Case Law Details

Case Name : M/s Bharat Petroleum Corporation Ltd. Vs. Commissioner of Service Tax (CESTAT Allahabad)
Appeal Number : Appeal No. ST/70453/2017-CU[DB]
Date of Judgement/Order : 25/01/2018
Related Assessment Year :
Courts : All CESTAT (731)

M/s Bharat Petroleum Corporation Ltd. Vs. Commissioner of Service Tax (CESTAT Allahabad)

Appellant’s J & K unit is recipient of GTA Services and services were also provided within the state of Jammu & Kashmir. Therefore, as per Section 64 of Finance Act, 1994 service tax cannot be levied on services rendered in Jammu & Kashmir, since the activity of services is not covered by Chapter No. V of the Finance Act, 1994 and that no provisions of act on service tax was applicable to services provided in Jammu & Kashmir.

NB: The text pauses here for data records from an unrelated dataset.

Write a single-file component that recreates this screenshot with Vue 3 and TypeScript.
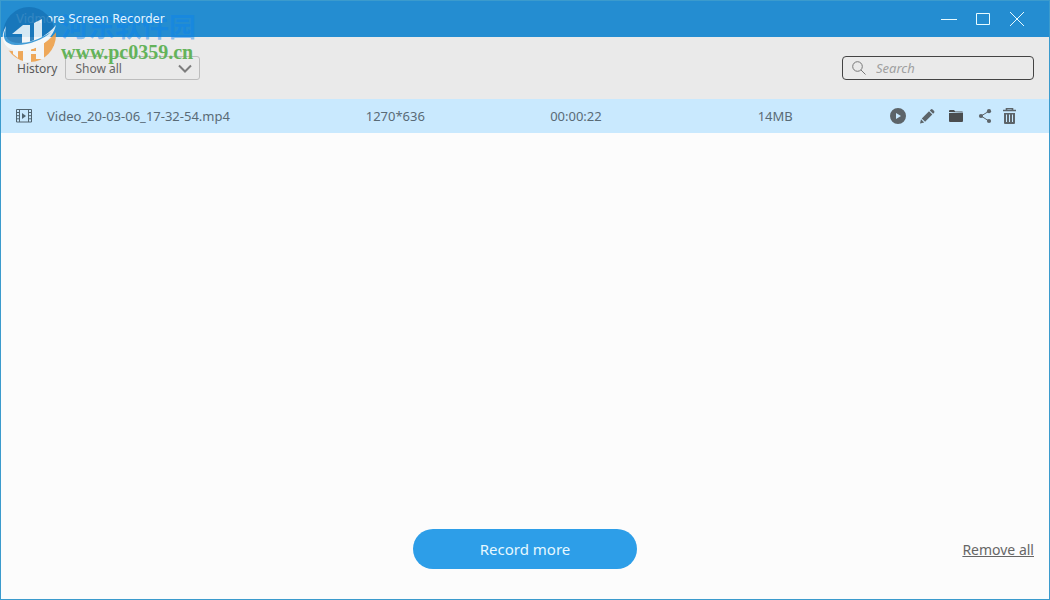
<script setup lang="ts">
import { computed, ref } from 'vue'

interface Recording {
  name: string
  resolution: string
  duration: string
  size: string
}

const filter = ref('all')
const query = ref('')
const recordings = ref<Recording[]>([
  { name: 'Video_20-03-06_17-32-54.mp4', resolution: '1270*636', duration: '00:00:22', size: '14MB' },
])

const visible = computed(() =>
  recordings.value.filter((r) => r.name.toLowerCase().includes(query.value.toLowerCase())),
)

function remove(item: Recording) {
  recordings.value = recordings.value.filter((r) => r !== item)
}
</script>

<template>
  <div class="window">
    <header class="titlebar">
      <h1 class="title">Vidmore Screen Recorder</h1>
      <div class="window-controls">
        <button type="button" aria-label="Minimize">
          <svg width="16" height="16" viewBox="0 0 16 16"><path d="M0 8.5h16" /></svg>
        </button>
        <button type="button" aria-label="Maximize">
          <svg width="16" height="16" viewBox="0 0 16 16"><path d="M1.5 2.5h13v11h-13z" /></svg>
        </button>
        <button type="button" aria-label="Close">
          <svg width="16" height="16" viewBox="0 0 16 16"><path d="M1 1l14 14M15 1L1 15" /></svg>
        </button>
      </div>
    </header>

    <div class="toolbar">
      <label for="filter">History</label>
      <div class="select-box">
        <select id="filter" v-model="filter">
          <option value="all">Show all</option>
        </select>
        <svg class="chevron" width="16" height="10" viewBox="0 0 16 10"><path d="M2 1.5l6 6 6-6" /></svg>
      </div>
      <div class="search">
        <svg width="14" height="14" viewBox="0 0 14 14"><circle cx="5.5" cy="5.5" r="4.8" /><path d="M9 9l4.5 4.5" /></svg>
        <input v-model="query" type="text" placeholder="Search" aria-label="Search" />
      </div>
    </div>

    <main class="content">
      <table class="recordings">
        <colgroup>
          <col class="col-name" />
          <col class="col-resolution" />
          <col class="col-duration" />
          <col class="col-size" />
          <col />
        </colgroup>
        <tbody>
          <tr v-for="item in visible" :key="item.name">
            <td>
              <div class="file">
                <svg width="16" height="14" viewBox="0 0 16 14">
                  <path d="M0.5 0.5h15v12.5h-15zM3.5 0.5v12.5M12.5 0.5v12.5M0.5 3.5h3M0.5 6.7h3M0.5 9.8h3M12.5 3.5h3M12.5 6.7h3M12.5 9.8h3" fill="none" stroke="#526570" />
                  <path d="M6 4v6l4-3z" fill="#526570" />
                </svg>
                <span>{{ item.name }}</span>
              </div>
            </td>
            <td>{{ item.resolution }}</td>
            <td>{{ item.duration }}</td>
            <td>{{ item.size }}</td>
            <td>
              <div class="actions">
                <button type="button" aria-label="Play">
                  <svg width="16" height="16" viewBox="0 0 16 16"><path fill-rule="evenodd" d="M8 0a8 8 0 1 0 0 16A8 8 0 0 0 8 0zM6 4.9v6.2L11 8z" /></svg>
                </button>
                <button type="button" aria-label="Rename">
                  <svg width="16" height="16" viewBox="0 0 16 16"><path d="M1 15.5l1-4.2 3.2 3.2zM2.8 10.4L10 3.2l3.3 3.3-7.2 7.2zM10.8 2.4l1-1q.9-.8 1.8 0l1.5 1.5q.8.9 0 1.8l-1 1z" /></svg>
                </button>
                <button type="button" class="folder" aria-label="Open folder">
                  <svg width="16" height="16" viewBox="0 0 16 16"><path d="M1 4V3q0-1 1-1h4l1.3 1.5H14q1 0 1 .9zM1 5h14v8q0 1-1 1H2q-1 0-1-1z" /></svg>
                </button>
                <button type="button" aria-label="Share">
                  <svg width="16" height="16" viewBox="0 0 16 16"><path d="M12 3.200L4 8l8 5" fill="none" stroke="#5c6469" /><circle cx="12" cy="3.2" r="2.1" /><circle cx="4" cy="8" r="2.1" /><circle cx="12" cy="13" r="2.1" /></svg>
                </button>
                <button type="button" class="trash" aria-label="Delete" @click="remove(item)">
                  <svg width="16" height="16" viewBox="0 0 16 16"><path d="M5.5 2V.5h6V2M2 2.5h13" fill="none" stroke="#5c6469" stroke-width="1.6" /><path fill-rule="evenodd" d="M3 5h11v10q0 1-1 1H4q-1 0-1-1zM5 6.5V14h1V6.5zM8 6.5V14h1V6.5zM11 6.5V14h1V6.5z" /></svg>
                </button>
              </div>
            </td>
          </tr>
        </tbody>
      </table>
    </main>

    <footer class="footer">
      <button type="button" class="record">Record more</button>
      <a href="#" class="remove-all" @click.prevent="recordings = []">Remove all</a>
    </footer>

    <div class="watermark">
      <svg class="watermark-logo" width="58" height="62" viewBox="0 0 58 62">
        <defs>
          <clipPath id="upper"><path d="M0 0h58v23C46 36 28 44 8 42L0 34z" /></clipPath>
          <clipPath id="lower"><path d="M0 62V48C24 55 46 46 58 27v35z" /></clipPath>
        </defs>
        <ellipse cx="28" cy="33" rx="26" ry="27" fill="#1674b8" clip-path="url(#upper)" />
        <ellipse cx="29" cy="34" rx="26" ry="27" fill="#ef9d42" clip-path="url(#lower)" />
        <g fill="#f4f8fa">
          <path d="M11 33l11-9h7v19h-8V33zM33 22l8-4v19l-8 3z" />
          <path d="M12 48h5v9l-5-4zM22 46h8v15h-8zM35 42h8v16h-8zM30 50h5v3h-5z" />
        </g>
        <path d="M5 25C-3 39 4 50 20 50 38 49 51 39 55 24 46 35 32 43 18 43 5 43 3 35 5 25z" fill="#f8fbfc" />
        <path d="M4 29c-3 8 0 14 10 15C25 45 42 39 50 31 38 39 27 42 18 42 8 42 4 37 4 29z" fill="#248fd4" />
      </svg>
      <div class="watermark-text">
        <span class="watermark-name">河东软件园</span>
        <span class="watermark-url">www.pc0359.cn</span>
      </div>
    </div>
  </div>
</template>

<style>
body {
  margin: 0;
}
</style>

<style scoped>
.window {
  position: relative;
  display: flex;
  flex-direction: column;
  box-sizing: border-box;
  min-height: 100vh;
  border: 1px solid #3b9bcd;
  background: #fcfcfc;
  color: #595959;
  font: 12px/16px "Noto Sans", "Noto Sans CJK SC", sans-serif;
}
button {
  padding: 0;
  border: 0;
  background: none;
  font: inherit;
  cursor: pointer;
}
svg {
  display: block;
}
.titlebar {
  display: flex;
  align-items: center;
  justify-content: space-between;
  height: 36px;
  padding: 0 24px 0 15px;
  background: #248dd1;
}
.title {
  position: relative;
  z-index: 2;
  margin: 0;
  color: #e3f5ff;
  font: 400 13px/16px "DejaVu Sans Condensed", "DejaVu Sans", sans-serif;
}
.window-controls {
  display: flex;
  gap: 18px;
}
.window-controls svg {
  fill: none;
  stroke: #e8fbff;
}
.toolbar {
  display: flex;
  align-items: center;
  height: 62px;
  padding: 0 15px 0 16px;
  background: #eaeaea;
}
.toolbar label {
  padding-top: 2px;
}
.select-box {
  position: relative;
  margin-left: 8px;
}
select {
  display: block;
  box-sizing: border-box;
  width: 135px;
  height: 24px;
  padding: 1px 28px 0 9px;
  border: 1px solid #bdbdbd;
  border-radius: 3px;
  appearance: none;
  background: #eaeaea;
  color: #666;
  font: inherit;
}
.chevron {
  position: absolute;
  top: 8px;
  right: 7px;
  fill: none;
  stroke: #7d7d7d;
  stroke-width: 2;
  pointer-events: none;
}
.search {
  display: flex;
  align-items: center;
  gap: 10px;
  box-sizing: border-box;
  width: 192px;
  height: 24px;
  margin-left: auto;
  padding: 0 9px;
  border: 1px solid #444;
  border-radius: 4px;
}
.search svg {
  flex: none;
  fill: none;
  stroke: #777;
}
.search input {
  flex: 1;
  min-width: 0;
  padding: 0;
  border: 0;
  outline: 0;
  background: none;
  color: #595959;
  font: inherit;
  font-size: 13px;
}
.search input::placeholder {
  color: #a0a0a0;
  font-style: italic;
  opacity: 1;
}
.content {
  flex: 1;
}
.recordings {
  width: 100%;
  border-collapse: collapse;
  table-layout: fixed;
  background: #c9e9fe;
  color: #596b76;
  font-size: 13px;
}
.col-name {
  width: 34.8%;
}
.col-resolution {
  width: 17.6%;
}
.col-duration {
  width: 19.8%;
}
.col-size {
  width: 12.6%;
}
.recordings td {
  height: 34px;
  padding: 0;
}
.file {
  display: flex;
  align-items: center;
  gap: 15px;
  padding-left: 15px;
}
.actions {
  display: flex;
  gap: 13px;
}
.actions svg {
  fill: #5c6469;
}
.actions .folder svg {
  fill: #4a4d4f;
}
.actions .trash {
  margin-left: -5px;
}
.footer {
  display: grid;
  grid-template-columns: 1fr auto 1fr;
  align-items: center;
  padding: 0 15px 30px;
}
.record {
  grid-column: 2;
  width: 224px;
  height: 40px;
  border-radius: 20px;
  background: #2d9ee8;
  color: #e6f8ff;
  font-size: 15px;
}
.remove-all {
  justify-self: end;
  padding-top: 2px;
  color: #666;
  font-size: 14px;
}
.watermark {
  position: absolute;
  top: 0;
  left: 0;
  display: flex;
  gap: 2px;
  pointer-events: none;
}
.watermark-logo {
  z-index: 3;
  opacity: 0.85;
}
.watermark-text {
  z-index: 1;
  display: flex;
  flex-direction: column;
  padding-top: 9px;
}
.watermark-name {
  color: rgba(10, 130, 240, 0.45);
  font: 700 27px/32px "Noto Sans CJK SC", sans-serif;
}
.watermark-url {
  color: #64b35a;
  font: 700 20px/20px "Liberation Serif", serif;
}
</style>
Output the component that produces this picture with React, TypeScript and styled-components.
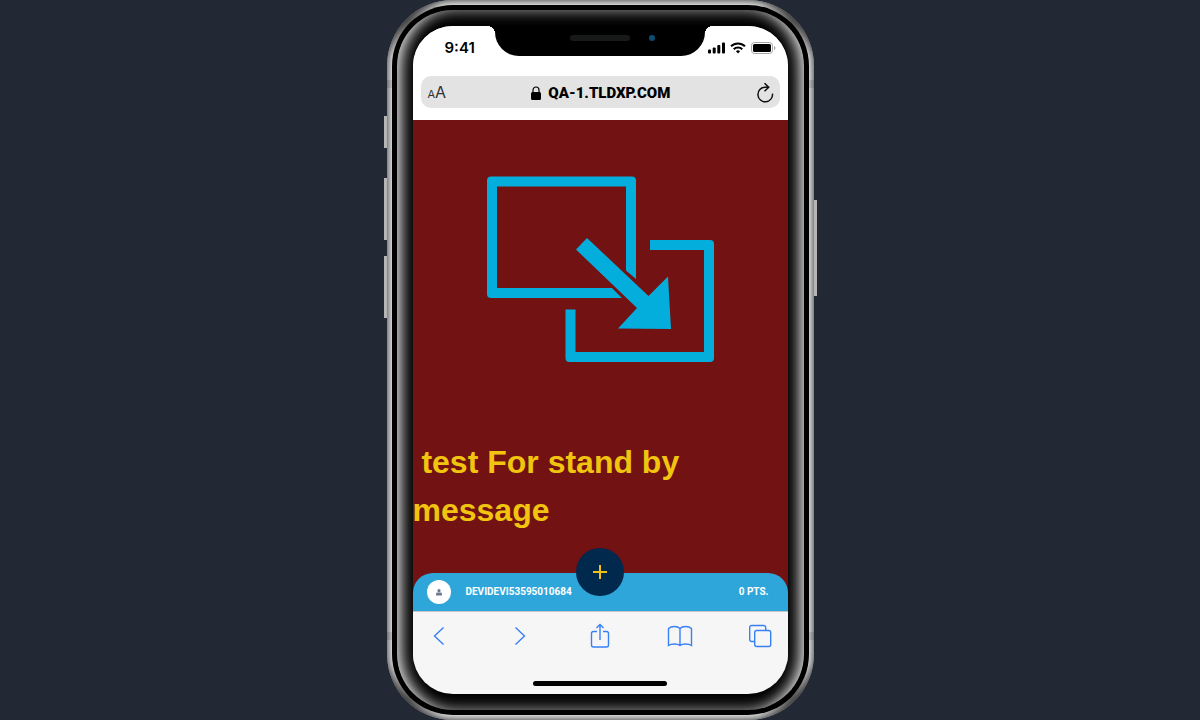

FULL TEXT OF THE CESTAT ORDER IS AS FOLLOWS:-

The present appeal is directed against Order-in-Original No. 35/Commissioner/Noida/2016-17 dated 31/03/2017 passed by Commissioner of Service Tax, Noida.

2. The brief facts of the case are that the appellants were having Centralized Service Tax Registration at Noida. They are dealing with supply of petroleum products. They were issued with a show cause notice dated 13.04.2016 wherein it was alleged that during the period from April, 2011 to September, 2014 the services received by them in respect of GTA service in the state of Jammu & Kashmir, was not reflected in the relevant ST-3 return separately by them, presumpting that the said services were not liable to be taxed in their hand, since the state of Jammu & Kashmir was excluded for the purpose of service tax in the Finance Act, 1994. Revenue entertained a view that the said services were received by the appellant in the state of Jammu and Kashmir and as per Reverse Charge Mechanism appellant should have paid service Tax amounting to Rs. 2,47,95,302/-. Therefore, there was proposal to recover said amount of service tax with other proposals of interest and penalty. The issue was adjudicated through the impugned Order-in-Original dated 31.03.2014 wherein the demand was confirmed and equal penalty was imposed. Aggrieved by the said order, appellants have preferred present appeal before this Tribunal.

3. The Learned Counsel for the appellant has submitted that appellant’s J & K unit is recipient of GTA Services and services were also provided within the state of Jammu & Kashmir. Therefore, as per Section 64 of Finance Act, 1994 service tax cannot be levied on services rendered in Jammu & Kashmir, since the activity of services is not covered by Chapter No. V of the Finance Act, 1994 and that no provisions of act on service tax was applicable to services provided in Jammu & Kashmir.

4. Heard the learned A.R. for Revenue. He contended that recipient of service is liable to pay service tax under Reverse Charge Mechanism and therefore, appellants were liable to pay service tax.

5. Having considered the rival contentions and on perusal of provisions of the Act and facts on records, we find that provisions of service within the state of Jammu & Kashmir is beyond scope of Chapter No. V of the Finance Act, 1994. Therefore, no provision related to Service Tax Law is presently applicable to services rendered in the state of Jammu & Kashmir.

6. Therefore, we allow the appeal filed by the appellant by setting aside the impugned Order-in-Original. Appellant shall be entitled for consequential relief, as per law.